Student Spotlight: Sumita Rege

Sumita Rege is a fourth-year doctoral candidate in the Division of Occupational Science and Occupational Therapy. Prior to beginning her doctoral studies, she had earned her bachelor’s and master’s degrees in occupational therapy from Mumbai University and practiced as an occupational therapist in Mumbai, India for seven years.

Student Spotlight: Sumita Rege click to enlarge Sumita Rege with her blog onscreen.

During her clinical experience she worked with physically and neurologically impaired adults and developmentally delayed children.   As her curiosity about occupational science flourished, she began looking into doctoral programs and was impressed with the diversity of faculty research interests at UNC.

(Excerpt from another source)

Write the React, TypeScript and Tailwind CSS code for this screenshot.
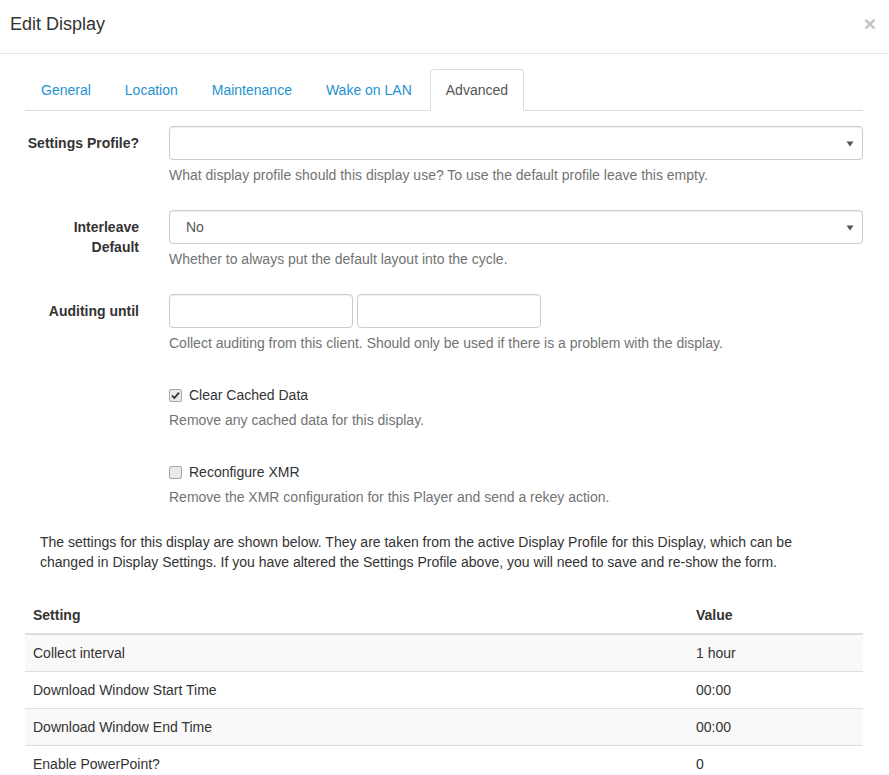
import React from "react";

const tabs = ["General", "Location", "Maintenance", "Wake on LAN", "Advanced"];

const settings = [
  { name: "Collect interval", value: "1 hour" },
  { name: "Download Window Start Time", value: "00:00" },
  { name: "Download Window End Time", value: "00:00" },
  { name: "Enable PowerPoint?", value: "0" },
];

const Caret = () => (
  <svg width="8" height="6" viewBox="0 0 8 6" className="absolute right-[8px] top-[14px]">
    <path d="M0.5 0.5 H7.5 L4 5.5 Z" fill="#555" />
  </svg>
);

const FakeSelect = ({ value }: { value?: string }) => (
  <div className="relative h-[34px] w-full rounded-[4px] border border-[#ccc] bg-white pl-[16px] text-[14px] leading-[32px] text-[#555] shadow-[inset_0_1px_1px_rgba(0,0,0,0.075)]">
    {value}
    <Caret />
  </div>
);

const Help = ({ children }: { children: React.ReactNode }) => (
  <p className="mt-[5px] mb-[10px] text-[14px] leading-[20px] text-[#737373]">{children}</p>
);

const Box = ({ checked }: { checked?: boolean }) => (
  <span className="flex h-[13px] w-[13px] items-center justify-center rounded-[2px] border border-[#a6a6a6] bg-[#e9e9e9]">
    {checked && (
      <svg width="9" height="9" viewBox="0 0 9 9">
        <path d="M1 4.6 L3.4 7 L8 1.6" fill="none" stroke="#333" strokeWidth="1.8" />
      </svg>
    )}
  </span>
);

const Row = ({ label, children }: { label?: React.ReactNode; children: React.ReactNode }) => (
  <div className="mb-[15px] flex">
    <div className="w-[144px] shrink-0 pt-[7px] pr-[15px] text-right text-[14px] font-bold leading-[20px] text-[#333]">
      {label}
    </div>
    <div className="flex-1 pr-[15px] pl-[15px]">{children}</div>
  </div>
);

export default function App() {
  return (
    <div className="h-[775px] overflow-hidden bg-white text-[#333]" style={{ fontFamily: '"Liberation Sans", Arial, sans-serif' }}>
      <div className="flex h-[54px] items-start justify-between border-b border-[#e5e5e5] pl-[10px] pr-[13px] pt-[11px]">
        <h4 className="text-[18px] leading-[26px] text-[#333]">Edit Display</h4>
        <span className="pt-[2px] text-[21px] font-bold leading-none text-[#c4c4c4]">×</span>
      </div>

      <div className="pt-[15px] pl-[25px] pr-[26px]">
        <ul className="flex border-b border-[#ddd] text-[14px] leading-[20px]">
          {tabs.map((t) => (
            <li key={t} className="mr-[2px] -mb-px">
              {t === "Advanced" ? (
                <span className="block rounded-t-[4px] border border-[#ddd] border-b-white bg-white px-[15px] py-[10px] text-[#555]">
                  {t}
                </span>
              ) : (
                <span className="block border border-transparent px-[15px] py-[10px] text-[#1f92d1]">{t}</span>
              )}
            </li>
          ))}
        </ul>

        <div className="-mx-[15px] pt-[15px]">
          <Row label="Settings Profile?">
            <FakeSelect />
            <Help>What display profile should this display use? To use the default profile leave this empty.</Help>
          </Row>

          <Row label={<>Interleave<br />Default</>}>
            <FakeSelect value="No" />
            <Help>Whether to always put the default layout into the cycle.</Help>
          </Row>

          <Row label="Auditing until">
            <div className="flex gap-[4px]">
              <div className="h-[34px] w-[184px] rounded-[4px] border border-[#ccc] bg-white shadow-[inset_0_1px_1px_rgba(0,0,0,0.075)]" />
              <div className="h-[34px] w-[184px] rounded-[4px] border border-[#ccc] bg-white shadow-[inset_0_1px_1px_rgba(0,0,0,0.075)]" />
            </div>
            <Help>Collect auditing from this client. Should only be used if there is a problem with the display.</Help>
          </Row>

          <Row>
            <div className="flex items-center gap-[7px] pt-[7px] text-[14px] leading-[20px] text-[#333]">
              <Box checked />
              Clear Cached Data
            </div>
            <Help>Remove any cached data for this display.</Help>
          </Row>

          <Row>
            <div className="flex items-center gap-[7px] pt-[7px] text-[14px] leading-[20px] text-[#333]">
              <Box />
              Reconfigure XMR
            </div>
            <Help>Remove the XMR configuration for this Player and send a rekey action.</Help>
          </Row>
        </div>

        <p className="px-[15px] pr-[30px] text-[14px] leading-[20px] text-[#333]">
          The settings for this display are shown below. They are taken from the active Display Profile for this Display, which can be changed in Display Settings. If you have altered the Settings Profile above, you will need to save and re-show the form.
        </p>

        <table className="mt-[25px] w-full border-collapse text-[14px] leading-[20px]">
          <thead>
            <tr className="border-b-2 border-[#ddd] text-left">
              <th className="p-[8px] font-bold">Setting</th>
              <th className="w-[175px] p-[8px] font-bold">Value</th>
            </tr>
          </thead>
          <tbody>
            {settings.map((s, i) => (
              <tr key={s.name} className={i % 2 === 0 ? "border-t border-[#ddd] bg-[#f9f9f9]" : "border-t border-[#ddd]"}>
                <td className="p-[8px]">{s.name}</td>
                <td className="p-[8px]">{s.value}</td>
              </tr>
            ))}
          </tbody>
        </table>
      </div>
    </div>
  );
}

After moving to Chapel Hill, Rege began to miss the food from her homeland and started looking up recipes online. Each time she searched, the results directed her to a blog. These experiences shaped her fascination with blogging as an occupation and eventually led her to the focus of her dissertation, an ethnography of blogging that explores how the activity develops and changes over time.  Before she began her dissertation research, Rege completed a single case study with an adult with a spinal cord injury examining how search engines shape what people do.

For her dissertation, Rege is interviewing bloggers to better understand what goes into making and maintaining a blog.  “Blogging gives people a meaningful way to connect while also providing a creative outlet for sharing their thoughts,” she said. Rege has enjoyed the journey of learning about blogs and most of all she has loved meeting people. Reflecting on her experiences studying virtual occupations, Rege said “this project took me places I never thought.”

Rege is also currently working with Dr. Katarina Haley, Associate Professor from the Division of Speech and Hearing Sciences, and Jenny Womack, Associate Professor from the Division of Occupational Therapy and Occupational Science, on a qualitative secondary data analysis to understand how persons with aphasia manage their communication needs.